How It Ends (Matthew 3:12)

Photo by Paige Cody on Unsplash

A garden is much more orderly than the wild outdoors. Though there is beauty in both,   and though mankind can find a certain satisfaction in the outdoors, our inherent tendency is to tame it and structure it. It’s a reflection of man’s first job. Adam was tasked with working and taking care of the garden (Gen 2:15). So it is not hard to understand that every person has the ability to choose (what belongs where) and the ability to organize (this from that), perhaps even a built-in need to do that on some level.  God made us to bring a certain kind of order to the created world. One might even say that human life consists of using discernment and making decisions to affect the environment around us. With these tools we build cities as well as gardens, and with these tools we determine the lives of the plants and animals in our environment. We weed and tend our gardens, and we govern and police our cities. 

We are like that because we made in the image of God, and Sovereign God does likewise. He determines what to create, and He discerns who is to live and when, and who must be given yet another opportunity to thrive, and who must perish. Our times and lives are in His hands, always.

John the Baptist has already given us five reasons why repentance should be sought wholeheartedly.  As Matthew wraps up John’s message, the Baptist gives us two more. Speaking of Christ who is to come after him, John says He will go about, “…gathering his wheat into the barn and burning up the chaff with unquenchable fire.”  As with the earlier analogies of threshing and winnowing, ‘gathering into the barn’ and ‘burning the chaff’ are metaphors easily understood by an agrarian society. Everyone can know that you store what you value and can use, and you burn what is useless. John’s final two reasons both have to do with our final state.  One result – that of being gathered and kept by God, is for the repentant. The other result – that of being burned to ash – is for the unrepentant. 

To modern ears that can all sound more than a little harsh. But then again, is it not harsh to commit treason against the King of Kings? Is it not even harsher to reject the sacrifice of God incarnate, made on account of your treason that you might be cleared of your sin? 

The modern reader might think that God would want to lead with love, not a call to repentance. But God has already lead with love. He has provided us a world that has everything we need and more. He has give us life to enjoy, a society to thrive in and His Word to rightly guide us in both, and He did not do all that for nothing. It was all to lead us to repentance. As Paul wrote, “Do you think you will escape God’s judgment? Or do you show contempt for the riches of his kindness, tolerance and patience, not realizing that God’s kindness leads you toward repentance? But because of your stubbornness and your unrepentant heart, you are storing up wrath against yourself for the day of God’s wrath, when his righteous judgment will be revealed. God “will give to each person according to what he has done.” To those who by persistence in doing good seek glory, honor and immortality, he will give eternal life. But for those who are self-seeking and who reject the truth and follow evil, there will be wrath and anger.”

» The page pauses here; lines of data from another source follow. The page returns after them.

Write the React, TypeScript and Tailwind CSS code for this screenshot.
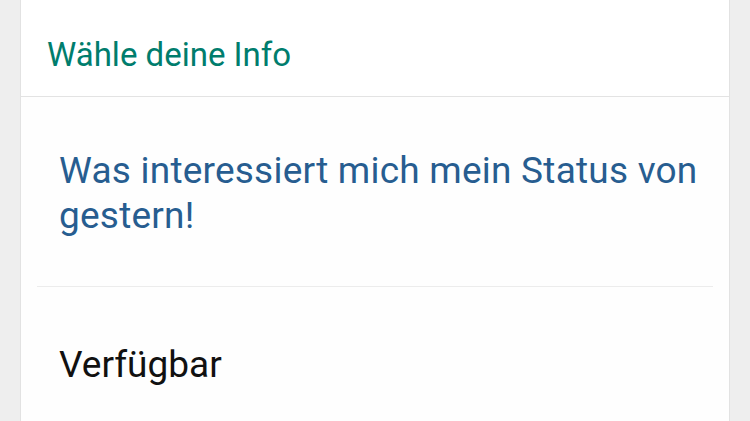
export default function App() {
	return (
		<div className="h-[421px] w-[750px] overflow-hidden bg-[#eeeeee] font-['Roboto',sans-serif]">
			<div className="ml-[20px] h-full w-[710px] border-x border-[#e2e2e2] bg-[#fefefe]">
				{/* header */}
				<div className="h-[97px] border-b border-[#e3e3e3] bg-white pl-[26px] pt-[35px]">
					<h1 className="text-[33px] leading-[40px] text-[#007d6d]">Wähle deine Info</h1>
				</div>

				{/* current status */}
				<div className="pl-[38px] pr-[8px] pt-[51px]">
					<p className="text-[37px] leading-[45px] tracking-[0.22px] text-[#275d90]">
						Was interessiert mich mein Status von gestern!
					</p>
				</div>
				<div className="mx-[16px] mt-[48px] h-px bg-[#ececec]" />

				{/* options */}
				<div className="px-[38px] pt-[55px]">
					<p className="text-[37px] leading-[45px] text-[#111111]">Verfügbar</p>
				</div>
			</div>
		</div>
	);
}
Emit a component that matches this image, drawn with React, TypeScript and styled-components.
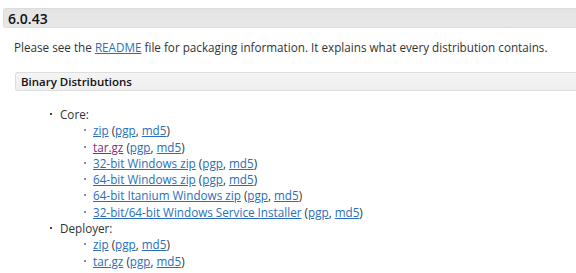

John is right to emphasize repentance and to keep hounding us about it. Without repentance, we are but chaff awaiting fire. With it, we are blessed of God and welcome in His household. 

God gives us time enough to turn and live. When a teacher sets a task of a few pages to his scholar, and says, “I give you a week to do it in,” he allows him a “long time,” for the task is one which might be done in an hour. So, when God says, “Seek ye Me, and ye shall live,” or “Acquaint thyself now with God, and be at peace,” and gives us a lifetime for this, He is giving us “a long time.” We delay, and linger, and loiter; so that year after year passes by, and we are no nearer God than at first. But our delays do not change the long time. We make it a short one by our folly; but it was really long for the thing that was to be done.

Horatius Bonar


There is always something more of ourselves to loose, and something more of God to gain. For that reason alone we have more than enough to seek His face in repentance.